▶ [Material provided]
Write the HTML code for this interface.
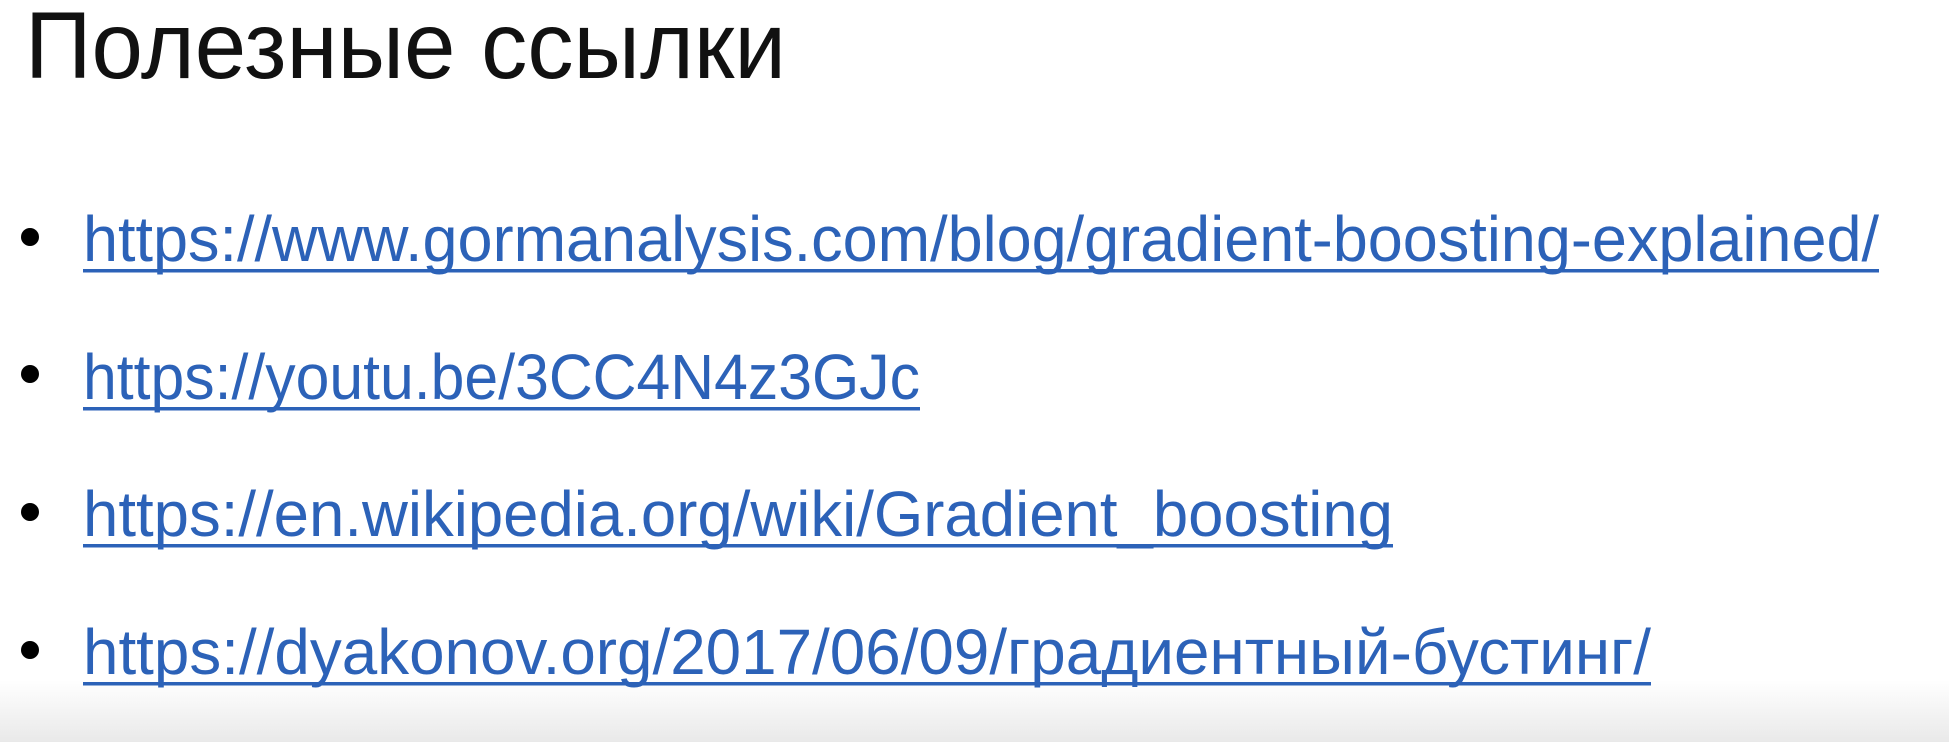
<!DOCTYPE html>
<html><head><meta charset="utf-8"><style>
html,body{margin:0;padding:0;width:1949px;height:742px;overflow:hidden;background:#fff}
svg{display:block}
</style></head><body>
<svg width="1949" height="742" xmlns="http://www.w3.org/2000/svg">
<defs><linearGradient id="g" x1="0" y1="0" x2="0" y2="1">
<stop offset="0" stop-color="#ffffff"/><stop offset="1" stop-color="#e9e9e9"/></linearGradient></defs>
<rect x="0" y="0" width="1949" height="742" fill="#fff"/>
<rect x="0" y="680" width="1949" height="62" fill="url(#g)"/>
<text x="25" y="78" font-family="Liberation Sans, sans-serif" font-size="95" fill="#111" textLength="761" lengthAdjust="spacingAndGlyphs">Полезные ссылки</text>
<g fill="#000">
<circle cx="30" cy="237" r="9"/><circle cx="30" cy="374" r="9"/><circle cx="30" cy="512" r="9"/><circle cx="30" cy="650" r="9"/>
</g>
<g font-family="Liberation Sans, sans-serif" font-size="64" fill="#2c62b8">
<text x="83" y="261" textLength="1796" lengthAdjust="spacingAndGlyphs">https://www.gormanalysis.com/blog/gradient-boosting-explained/</text>
<text x="83" y="399" textLength="837" lengthAdjust="spacingAndGlyphs">https://youtu.be/3CC4N4z3GJc</text>
<text x="83" y="536" textLength="1310" lengthAdjust="spacingAndGlyphs">https://en.wikipedia.org/wiki/Gradient_boosting</text>
<text x="83" y="674" textLength="1568" lengthAdjust="spacingAndGlyphs">https://dyakonov.org/2017/06/09/градиентный-бустинг/</text>
</g>
<g fill="#2c62b8">
<rect x="83" y="269" width="1796" height="3.5"/>
<rect x="83" y="407" width="837" height="3.5"/>
<rect x="83" y="544" width="1310" height="3.5"/>
<rect x="83" y="682" width="1568" height="3.5"/>
</g>
</svg>
</body></html>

▶ [Do this]
Could you repeat all of the material exactly? Pictures should not be copied.

▶ [Result below]
Write the HTML code for this interface.
<!DOCTYPE html>
<html><head><meta charset="utf-8"><style>
html,body{margin:0;padding:0;width:1949px;height:742px;overflow:hidden;background:#fff}
svg{display:block}
</style></head><body>
<svg width="1949" height="742" xmlns="http://www.w3.org/2000/svg">
<defs><linearGradient id="g" x1="0" y1="0" x2="0" y2="1">
<stop offset="0" stop-color="#ffffff"/><stop offset="1" stop-color="#e9e9e9"/></linearGradient></defs>
<rect x="0" y="0" width="1949" height="742" fill="#fff"/>
<rect x="0" y="680" width="1949" height="62" fill="url(#g)"/>
<text x="25" y="78" font-family="Liberation Sans, sans-serif" font-size="95" fill="#111" textLength="761" lengthAdjust="spacingAndGlyphs">Полезные ссылки</text>
<g fill="#000">
<circle cx="30" cy="237" r="9"/><circle cx="30" cy="374" r="9"/><circle cx="30" cy="512" r="9"/><circle cx="30" cy="650" r="9"/>
</g>
<g font-family="Liberation Sans, sans-serif" font-size="64" fill="#2c62b8">
<text x="83" y="261" textLength="1796" lengthAdjust="spacingAndGlyphs">https://www.gormanalysis.com/blog/gradient-boosting-explained/</text>
<text x="83" y="399" textLength="837" lengthAdjust="spacingAndGlyphs">https://youtu.be/3CC4N4z3GJc</text>
<text x="83" y="536" textLength="1310" lengthAdjust="spacingAndGlyphs">https://en.wikipedia.org/wiki/Gradient_boosting</text>
<text x="83" y="674" textLength="1568" lengthAdjust="spacingAndGlyphs">https://dyakonov.org/2017/06/09/градиентный-бустинг/</text>
</g>
<g fill="#2c62b8">
<rect x="83" y="269" width="1796" height="3.5"/>
<rect x="83" y="407" width="837" height="3.5"/>
<rect x="83" y="544" width="1310" height="3.5"/>
<rect x="83" y="682" width="1568" height="3.5"/>
</g>
</svg>
</body></html>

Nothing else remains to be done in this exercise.